I am getting the feeling that this record, at times, is a commentary on the state of the world we live in, and the powers that run our lives. ‘Land Of Mud’ is the most obvious proof of this, and communicates an angry sentiment about politicians, corporations, and our lives being about hitting targets rather than enjoying life. There is a lot more dynamic in the track, with sections of clean guitar, a thundering, angry chorus, and some moments of real power and commitment. Again, the guitar work is outstanding, showing clever, delicate touches, and playing off each other as though they had been doing it for years. The vocal performance is definitely in the same league, powerful and emotional, with the chorus well and truly stuck in my head. This is my stand out track of the album, as it shows that this band is not just about power, they can be dynamic and subtle also.

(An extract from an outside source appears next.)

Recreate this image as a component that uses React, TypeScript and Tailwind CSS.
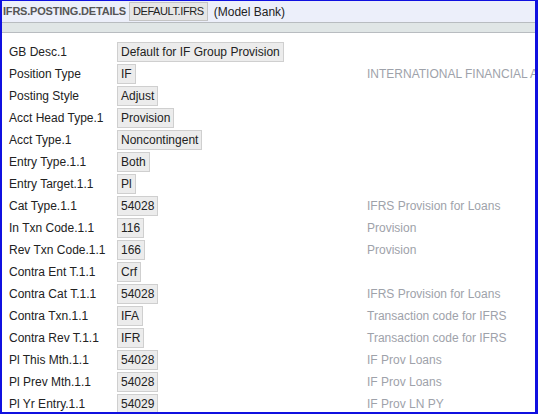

‘Feast’ and ‘Bitedown’ continue the theme, although possibly the two tracks on the album that are the most conventional rock tracks. They both move along apace with power and melody. Some fine harmony vocal work in the choruses help to lift things and, dare I say it, make these the more commercial of all seven tracks. That is not to do them a disservice, only to say that they are the two tracks in which I recognise more comparisons to bands that have gone before than the others.

Now onto my elephant in the room… ‘Black Dog’!! A classic track, and one cover that is either going to work well or fail miserably. The opening line has had a vinyl effect put on it, which I assume is a nod to the song’s origins. We are then firmly taken into the present day, and Burn The Ocean launch into an onslaught of power. Although not really changing much they have made this their own and revitalised it with energy and power. I have firmly landed on the side that this has definitely been a triumph… not better or worse, just different. A brave track to put on an album, and I for one am glad they did.

We are led to the finish with a total departure from the rest of the album. Acoustic guitars, Pink Floyd-ian vocal snippets, vocal drones and harmonies take us on a journey which I feel is another commentary on what the human race is doing to this world. It is a very atmospheric piece with fine guitar work and really works as a way to finish off the album.

‘Come Clean’ is an album that needs more than one listen, and it deserves that respect. There is a depth here that maybe isn’t instantly apparent. Every time I listen, I hear something new, be it a guitar part or lyric, it just keeps giving. I knew nothing about Burn The Ocean before this album landed in my inbox, but rest assured, I shall be keeping an eye on them and their progress. The first chance I get, I’ll be there to see them live. I would advise anyone else to do the same.